Project: Explaining SVMs

Advisor: Dave Musicant

Meeting time: TTh 3:10-4:55

I. Background

Supervised machine learning techniques (neural networks, decision trees, support vector machines, etc.) are amazingly useful in lots of real world applications. They have been used by doctors to help determine whether or not someone is ill, and also by the credit industry to determine whether or not someone should receive a credit card, to name just a few applications. A key desirable aspect of machine learning systems is explainability. If someone is rejected for credit, or determined to be ill, that person wants to know why. An answer such as "our algorithm says so" isn't very satisfying. Some machine learning algorithms, such as decision trees, produce models that are simple enough that they can be used for good explanations.

The support vector machine (SVM) is a machine learning algorithm that has been shown to be highly effective. In many applications, it provides more accurate results than simpler techniques, such as decision treees. SVMs, however, result in a "black box" classifier for which it is difficult to provide a simple explanation. There are a variety of techniques out there for approximating the outcome of an SVM in such a way to make the result more explainable, but this approximation tends to be less accurate. I have an idea for how to make SVMs be considerably more explainable without needing to approximate.

This project is new machine learning research. As far as I know, the technique that we will implement has never been done before. Therefore, the ultimate goal is to attempt to write up and publish this work (assuming it works). After we have implemented and experimented with this new technique, we will write a paper to be submitted to a major machine learning / data mining conference. KDD (Knowledge Discovery and Data Mining), has a deadline of mid-to-late February for submitting papers. This means that there will be some pressure to finish some aspects of the project a little sooner than the typical comps schedule allows, but this means that your comps crunch time won't come at the end of the term.

It is true that since no one has tried to do this before, the results are somewhat unpredictable. This technique might work better than I expect it to; or might work considerably worse. One of the challenges of doing original research is in not quite knowing how it is going to turn out!

Part of the project will involved building a graphical user interface for users to experiment with in order to understand the explanations produced by the SVMs. This software would be released to the community-at-large, to coincide with submission of the research paper.

II. The Project

Here is a list of the concepts and technologies that will be necessary.

  1. Support vector machines. You'll be coming up to speed with how SVMs work. There are some good tutorials out there, and I can help. There is some good free SVM software out there ther we can leverage.
  2. Data visualization. You will be building a graphical user interface to help users visualize the explanations that you provide. This means that you will need to learn about concepts for visualizing high dimensional data that is understandable to people. You will also need to program in a language that lets you do such visualization appropriately.
  3. Optimization.

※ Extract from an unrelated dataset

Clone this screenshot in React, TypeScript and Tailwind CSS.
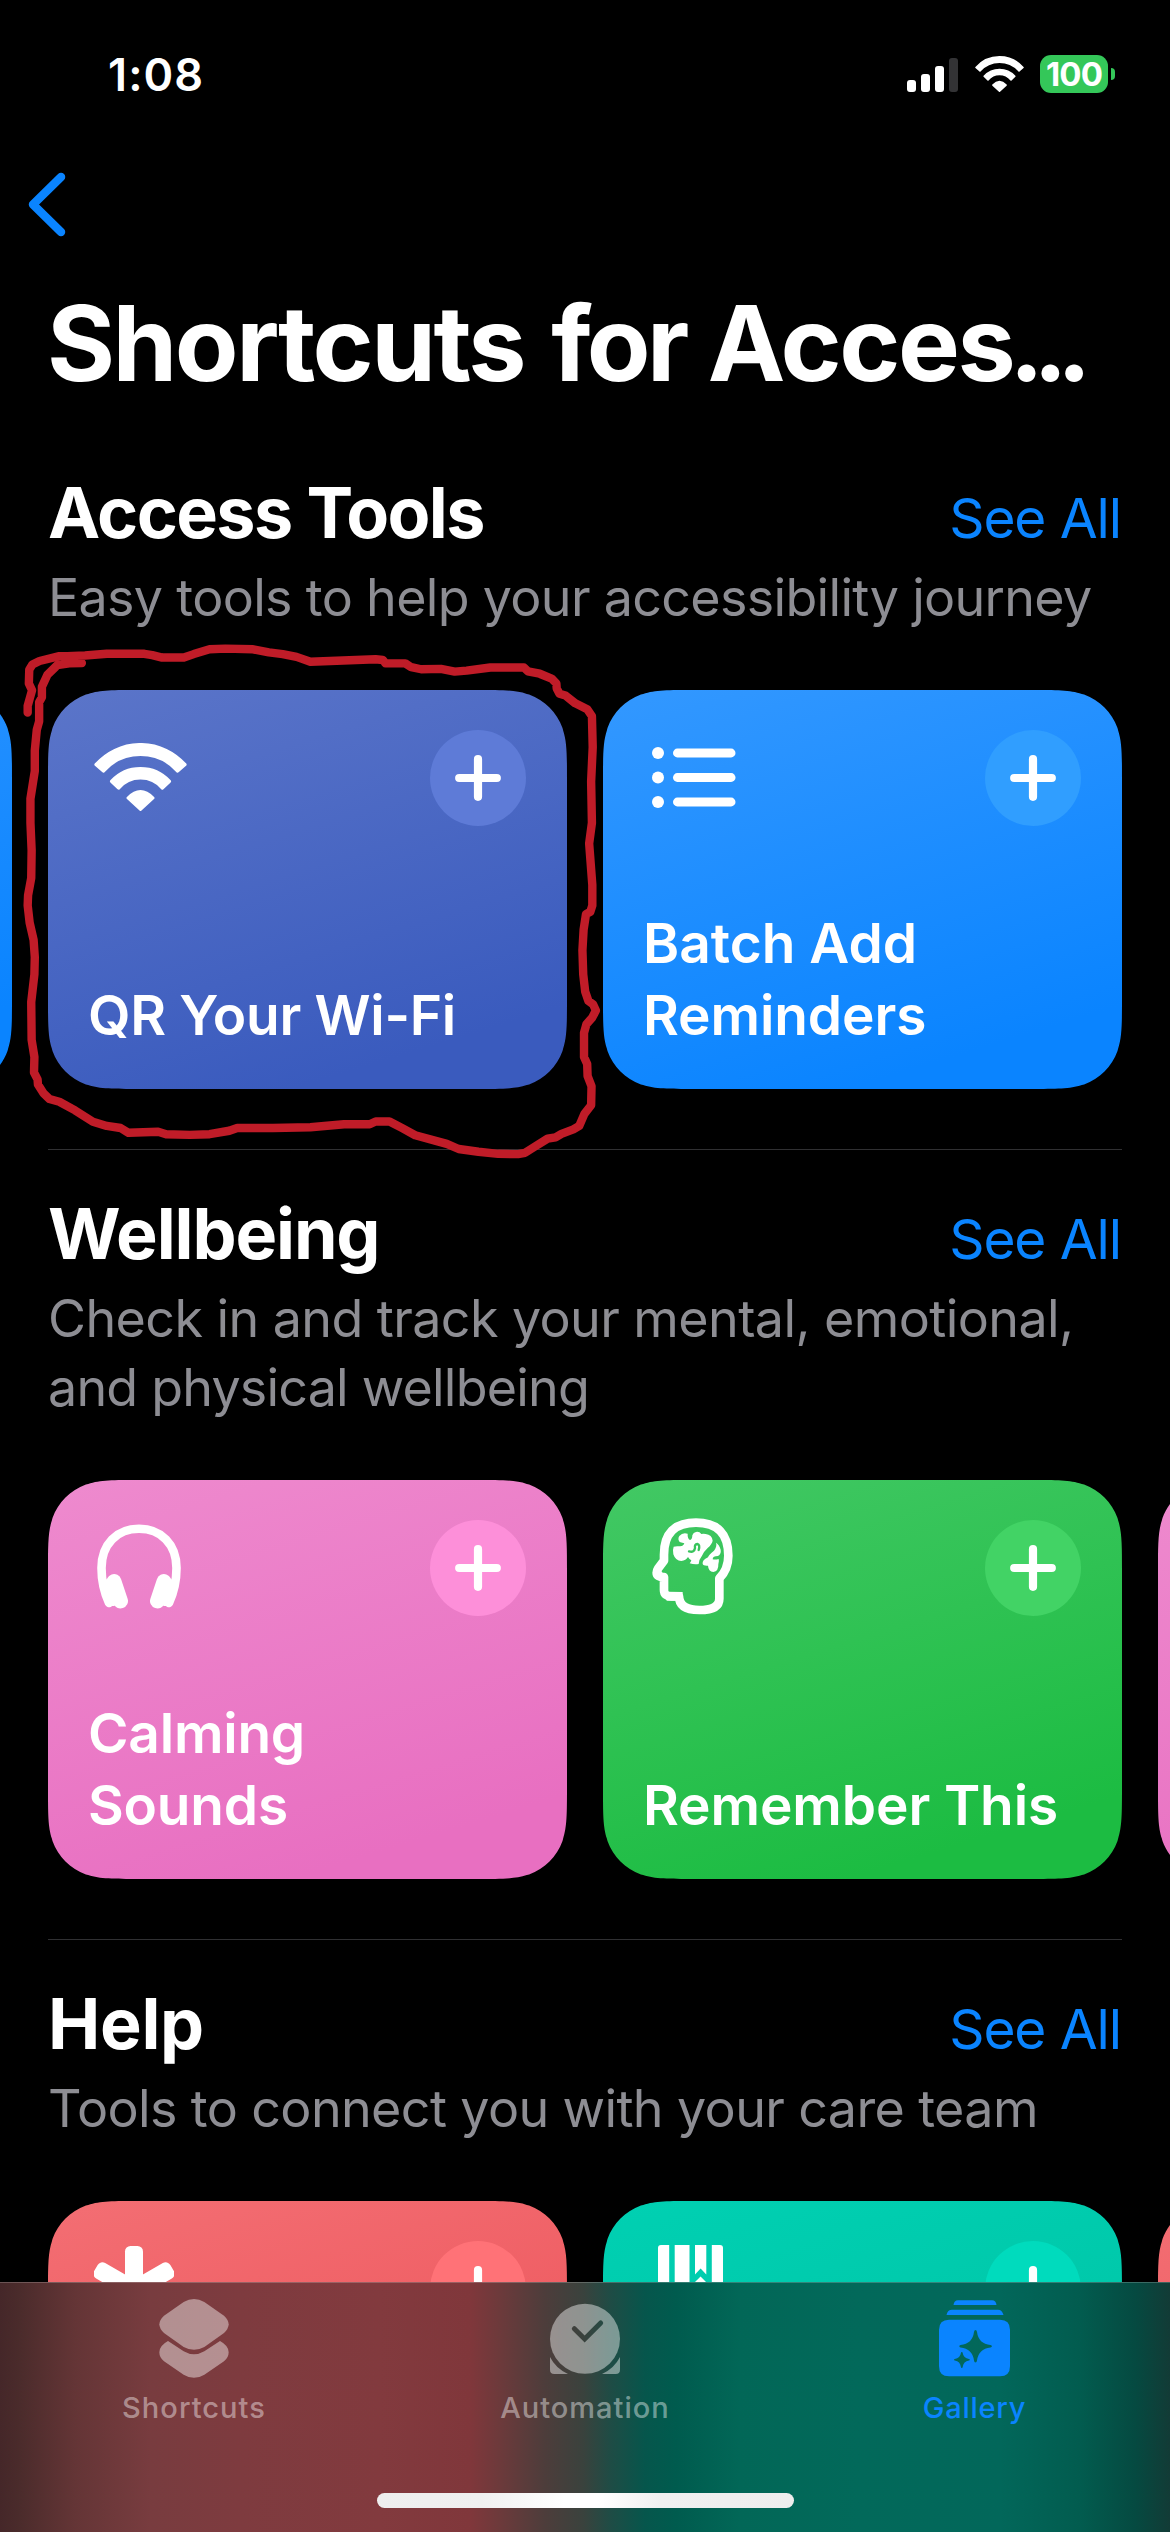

If we make sufficient progress on the project, mathematical optimization techniques could eventually come into play. We might use techniques such as simulated annealing or genetic algorithms, or possibly others.
  4. Technical writing. An important part of this paper will be in actually writing the paper to submit to KDD. You'll use LaTeX in formatting the information appropriately.

III. References

Stuart Russell and Peter Norvig. Artificial Intelligence: A Modern Approach. 2nd edition. Chapter 20.6: currently available from textbook web page.

David R. Musicant. Data Mining via Mathematical Programming and Machine Learning. (Chapters 1 and 2). Available linked from my web page.

Glenn Fung, Sathyakama Sandilya and Bharat Rao. Rule extraction for linear support vector machines. Computer Aided Diagnosis & Therapy Solutions, Siemens Medical Solutions, June 2004. KDD 2005 accepted for oral presentation.

Haydemar Nunez, Cecilio Angulo, and Andreu Catala. Rule extraction from support vector machines. ESANN'2002 proceedings - European Symposium on Artificial Neural Networks Bruges (Belgium), 24-26 April 2002, pp. 107-112.